# [REQUEST]
Read the listing and extract each line that includes the word "index".
[start]
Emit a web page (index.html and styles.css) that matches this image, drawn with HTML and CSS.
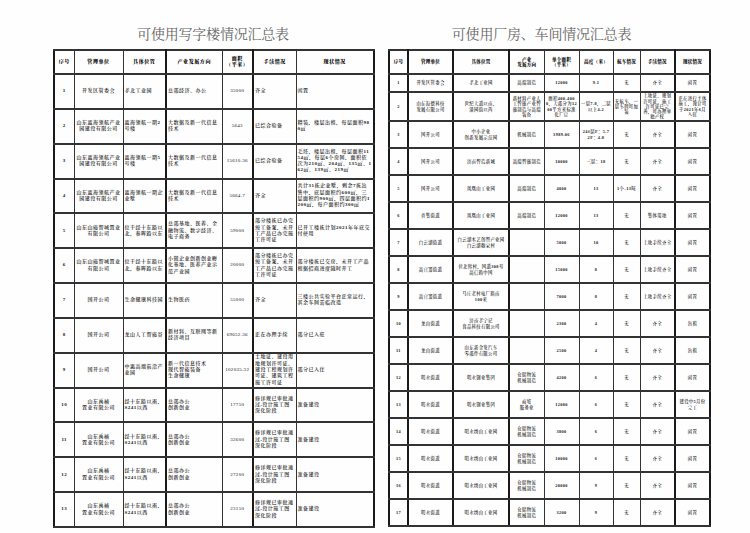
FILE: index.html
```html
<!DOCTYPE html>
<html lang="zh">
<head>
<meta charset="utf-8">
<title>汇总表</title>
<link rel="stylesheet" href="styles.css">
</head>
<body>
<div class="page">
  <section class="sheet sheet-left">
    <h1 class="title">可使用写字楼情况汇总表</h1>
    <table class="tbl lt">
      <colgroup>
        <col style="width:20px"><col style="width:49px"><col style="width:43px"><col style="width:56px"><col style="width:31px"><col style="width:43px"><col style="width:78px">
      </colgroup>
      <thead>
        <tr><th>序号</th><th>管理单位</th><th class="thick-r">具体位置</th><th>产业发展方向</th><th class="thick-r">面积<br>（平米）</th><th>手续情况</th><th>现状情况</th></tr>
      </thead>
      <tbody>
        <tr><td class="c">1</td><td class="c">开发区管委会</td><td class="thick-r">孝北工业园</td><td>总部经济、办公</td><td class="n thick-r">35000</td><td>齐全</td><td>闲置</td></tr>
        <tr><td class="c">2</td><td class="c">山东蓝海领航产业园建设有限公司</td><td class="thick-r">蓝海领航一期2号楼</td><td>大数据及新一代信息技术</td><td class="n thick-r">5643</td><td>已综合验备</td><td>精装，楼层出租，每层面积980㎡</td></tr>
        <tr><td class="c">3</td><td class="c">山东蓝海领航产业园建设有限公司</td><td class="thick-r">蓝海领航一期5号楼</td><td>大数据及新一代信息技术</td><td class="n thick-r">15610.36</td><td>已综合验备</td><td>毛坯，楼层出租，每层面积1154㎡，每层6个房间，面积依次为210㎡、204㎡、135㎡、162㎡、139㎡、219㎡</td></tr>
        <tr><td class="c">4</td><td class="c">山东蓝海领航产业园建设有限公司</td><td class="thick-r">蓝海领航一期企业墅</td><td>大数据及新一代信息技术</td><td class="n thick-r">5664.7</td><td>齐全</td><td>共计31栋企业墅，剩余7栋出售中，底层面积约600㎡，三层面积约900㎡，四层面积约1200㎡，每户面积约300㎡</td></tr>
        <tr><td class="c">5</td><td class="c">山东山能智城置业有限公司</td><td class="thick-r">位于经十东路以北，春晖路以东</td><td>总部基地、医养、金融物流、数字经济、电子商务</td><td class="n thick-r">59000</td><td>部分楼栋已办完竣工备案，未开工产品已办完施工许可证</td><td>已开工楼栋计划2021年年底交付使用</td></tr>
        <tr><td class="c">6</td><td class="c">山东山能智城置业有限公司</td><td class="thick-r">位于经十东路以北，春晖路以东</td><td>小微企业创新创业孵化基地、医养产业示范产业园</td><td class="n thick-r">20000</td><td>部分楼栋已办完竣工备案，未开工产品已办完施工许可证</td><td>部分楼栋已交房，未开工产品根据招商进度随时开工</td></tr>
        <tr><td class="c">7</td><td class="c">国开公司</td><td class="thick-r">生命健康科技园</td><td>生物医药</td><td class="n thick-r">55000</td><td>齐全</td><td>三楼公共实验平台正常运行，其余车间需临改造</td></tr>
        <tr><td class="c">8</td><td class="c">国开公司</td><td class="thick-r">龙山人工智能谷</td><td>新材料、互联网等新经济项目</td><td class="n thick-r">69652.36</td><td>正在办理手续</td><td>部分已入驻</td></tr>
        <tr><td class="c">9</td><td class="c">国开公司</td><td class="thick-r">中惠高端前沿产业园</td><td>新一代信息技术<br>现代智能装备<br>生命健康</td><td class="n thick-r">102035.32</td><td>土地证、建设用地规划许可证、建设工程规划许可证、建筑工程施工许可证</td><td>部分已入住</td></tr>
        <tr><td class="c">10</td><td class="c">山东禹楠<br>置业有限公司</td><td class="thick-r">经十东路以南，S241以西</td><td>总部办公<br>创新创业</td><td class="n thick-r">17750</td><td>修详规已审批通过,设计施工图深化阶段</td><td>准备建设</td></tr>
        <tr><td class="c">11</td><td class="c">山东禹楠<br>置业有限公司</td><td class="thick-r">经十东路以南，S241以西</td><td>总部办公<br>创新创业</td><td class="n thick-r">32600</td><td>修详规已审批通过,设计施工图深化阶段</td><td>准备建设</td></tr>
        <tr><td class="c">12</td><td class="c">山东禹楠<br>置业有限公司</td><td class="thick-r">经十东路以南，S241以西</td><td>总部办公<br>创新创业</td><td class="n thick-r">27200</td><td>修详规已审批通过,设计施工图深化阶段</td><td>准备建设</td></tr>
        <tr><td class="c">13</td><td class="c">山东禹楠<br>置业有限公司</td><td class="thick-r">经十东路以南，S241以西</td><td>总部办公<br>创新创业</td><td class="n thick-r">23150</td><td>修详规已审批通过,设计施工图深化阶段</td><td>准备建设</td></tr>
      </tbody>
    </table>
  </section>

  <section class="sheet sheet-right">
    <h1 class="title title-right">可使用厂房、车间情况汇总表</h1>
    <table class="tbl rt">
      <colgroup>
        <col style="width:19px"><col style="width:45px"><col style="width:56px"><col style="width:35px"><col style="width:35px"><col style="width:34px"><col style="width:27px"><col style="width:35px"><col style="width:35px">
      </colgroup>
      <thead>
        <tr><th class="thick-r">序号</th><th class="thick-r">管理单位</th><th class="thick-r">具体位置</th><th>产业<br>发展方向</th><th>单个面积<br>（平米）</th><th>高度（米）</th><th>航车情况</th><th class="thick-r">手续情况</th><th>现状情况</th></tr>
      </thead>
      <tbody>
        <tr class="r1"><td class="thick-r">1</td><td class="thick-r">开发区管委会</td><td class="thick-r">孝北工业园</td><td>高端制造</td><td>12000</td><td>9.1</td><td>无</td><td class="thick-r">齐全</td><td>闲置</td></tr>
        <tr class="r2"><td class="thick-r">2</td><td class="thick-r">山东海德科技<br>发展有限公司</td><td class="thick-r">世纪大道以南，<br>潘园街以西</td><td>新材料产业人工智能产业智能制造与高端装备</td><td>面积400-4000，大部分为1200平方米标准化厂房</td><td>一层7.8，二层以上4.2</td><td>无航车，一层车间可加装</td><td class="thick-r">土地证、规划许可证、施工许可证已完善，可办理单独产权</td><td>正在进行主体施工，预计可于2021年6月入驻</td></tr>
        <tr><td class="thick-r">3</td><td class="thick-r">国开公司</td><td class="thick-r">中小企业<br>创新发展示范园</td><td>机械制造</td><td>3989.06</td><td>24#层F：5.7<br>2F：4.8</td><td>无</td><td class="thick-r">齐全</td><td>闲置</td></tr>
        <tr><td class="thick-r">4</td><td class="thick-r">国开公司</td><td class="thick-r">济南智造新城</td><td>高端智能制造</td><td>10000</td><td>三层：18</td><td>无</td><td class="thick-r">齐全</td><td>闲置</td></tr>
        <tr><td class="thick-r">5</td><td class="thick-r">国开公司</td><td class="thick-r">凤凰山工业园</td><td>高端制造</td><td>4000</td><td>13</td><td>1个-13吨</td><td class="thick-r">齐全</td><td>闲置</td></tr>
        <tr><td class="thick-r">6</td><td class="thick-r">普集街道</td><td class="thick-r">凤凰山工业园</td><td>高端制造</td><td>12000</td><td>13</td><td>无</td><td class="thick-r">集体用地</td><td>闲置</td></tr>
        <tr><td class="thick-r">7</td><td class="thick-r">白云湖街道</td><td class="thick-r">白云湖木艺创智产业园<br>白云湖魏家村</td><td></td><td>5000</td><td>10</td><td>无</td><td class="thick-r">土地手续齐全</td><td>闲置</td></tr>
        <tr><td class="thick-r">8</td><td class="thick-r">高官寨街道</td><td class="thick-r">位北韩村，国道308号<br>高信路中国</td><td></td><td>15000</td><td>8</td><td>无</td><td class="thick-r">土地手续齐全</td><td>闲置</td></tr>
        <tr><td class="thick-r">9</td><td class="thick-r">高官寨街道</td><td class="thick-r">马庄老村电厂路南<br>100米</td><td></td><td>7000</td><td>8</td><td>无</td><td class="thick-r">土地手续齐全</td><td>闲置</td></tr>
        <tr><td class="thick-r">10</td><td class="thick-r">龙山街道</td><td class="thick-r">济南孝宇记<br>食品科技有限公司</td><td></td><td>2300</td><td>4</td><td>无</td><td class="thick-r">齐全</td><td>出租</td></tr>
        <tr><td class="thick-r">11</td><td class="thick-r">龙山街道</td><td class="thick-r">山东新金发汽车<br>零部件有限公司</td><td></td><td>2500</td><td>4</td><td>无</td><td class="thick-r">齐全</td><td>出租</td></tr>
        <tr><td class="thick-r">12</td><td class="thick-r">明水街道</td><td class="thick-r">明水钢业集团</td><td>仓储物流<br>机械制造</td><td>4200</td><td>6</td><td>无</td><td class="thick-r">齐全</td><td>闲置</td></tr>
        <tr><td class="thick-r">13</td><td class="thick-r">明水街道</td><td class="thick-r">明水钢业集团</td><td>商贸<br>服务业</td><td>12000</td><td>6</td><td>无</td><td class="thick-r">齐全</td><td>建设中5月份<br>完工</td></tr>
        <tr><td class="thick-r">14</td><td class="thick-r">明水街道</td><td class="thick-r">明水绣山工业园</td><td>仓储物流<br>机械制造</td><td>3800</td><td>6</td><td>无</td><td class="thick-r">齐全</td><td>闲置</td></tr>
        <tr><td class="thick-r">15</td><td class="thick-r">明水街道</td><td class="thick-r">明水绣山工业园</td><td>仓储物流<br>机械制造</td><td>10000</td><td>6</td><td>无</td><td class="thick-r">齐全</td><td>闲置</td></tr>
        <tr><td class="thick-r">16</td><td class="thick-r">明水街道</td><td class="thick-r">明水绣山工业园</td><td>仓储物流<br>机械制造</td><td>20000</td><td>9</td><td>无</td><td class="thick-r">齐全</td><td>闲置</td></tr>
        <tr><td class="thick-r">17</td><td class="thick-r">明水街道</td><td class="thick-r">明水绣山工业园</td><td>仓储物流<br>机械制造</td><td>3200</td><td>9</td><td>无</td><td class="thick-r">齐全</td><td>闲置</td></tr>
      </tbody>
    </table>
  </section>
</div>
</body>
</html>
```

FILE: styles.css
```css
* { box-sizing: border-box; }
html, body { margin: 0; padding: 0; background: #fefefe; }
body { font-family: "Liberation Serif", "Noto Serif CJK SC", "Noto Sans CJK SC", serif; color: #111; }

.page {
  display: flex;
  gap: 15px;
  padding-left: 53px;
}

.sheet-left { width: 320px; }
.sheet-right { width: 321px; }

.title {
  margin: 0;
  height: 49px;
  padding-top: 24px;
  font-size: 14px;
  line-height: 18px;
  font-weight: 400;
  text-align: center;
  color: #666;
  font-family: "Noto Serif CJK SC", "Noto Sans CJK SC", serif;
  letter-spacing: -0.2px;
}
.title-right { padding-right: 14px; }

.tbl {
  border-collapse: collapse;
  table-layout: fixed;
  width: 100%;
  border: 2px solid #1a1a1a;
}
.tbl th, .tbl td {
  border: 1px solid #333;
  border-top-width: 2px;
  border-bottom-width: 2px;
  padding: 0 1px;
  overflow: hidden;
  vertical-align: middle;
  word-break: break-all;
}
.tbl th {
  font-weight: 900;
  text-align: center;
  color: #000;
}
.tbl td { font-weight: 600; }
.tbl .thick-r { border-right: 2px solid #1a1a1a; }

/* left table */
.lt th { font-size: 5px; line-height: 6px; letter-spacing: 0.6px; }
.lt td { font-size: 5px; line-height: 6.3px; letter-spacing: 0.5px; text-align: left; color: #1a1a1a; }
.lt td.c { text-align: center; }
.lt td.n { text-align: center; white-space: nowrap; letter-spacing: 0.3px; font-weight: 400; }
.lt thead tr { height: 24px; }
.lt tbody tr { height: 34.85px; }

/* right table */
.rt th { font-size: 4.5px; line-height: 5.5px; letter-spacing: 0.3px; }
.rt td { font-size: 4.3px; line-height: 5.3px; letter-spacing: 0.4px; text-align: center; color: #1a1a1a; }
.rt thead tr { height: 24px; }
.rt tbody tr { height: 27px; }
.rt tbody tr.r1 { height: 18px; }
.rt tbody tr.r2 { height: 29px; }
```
[end]
# [SOLUTION FOR THIS TASK]
Emit a web page (index.html and styles.css) that matches this image, drawn with HTML and CSS.
FILE: index.html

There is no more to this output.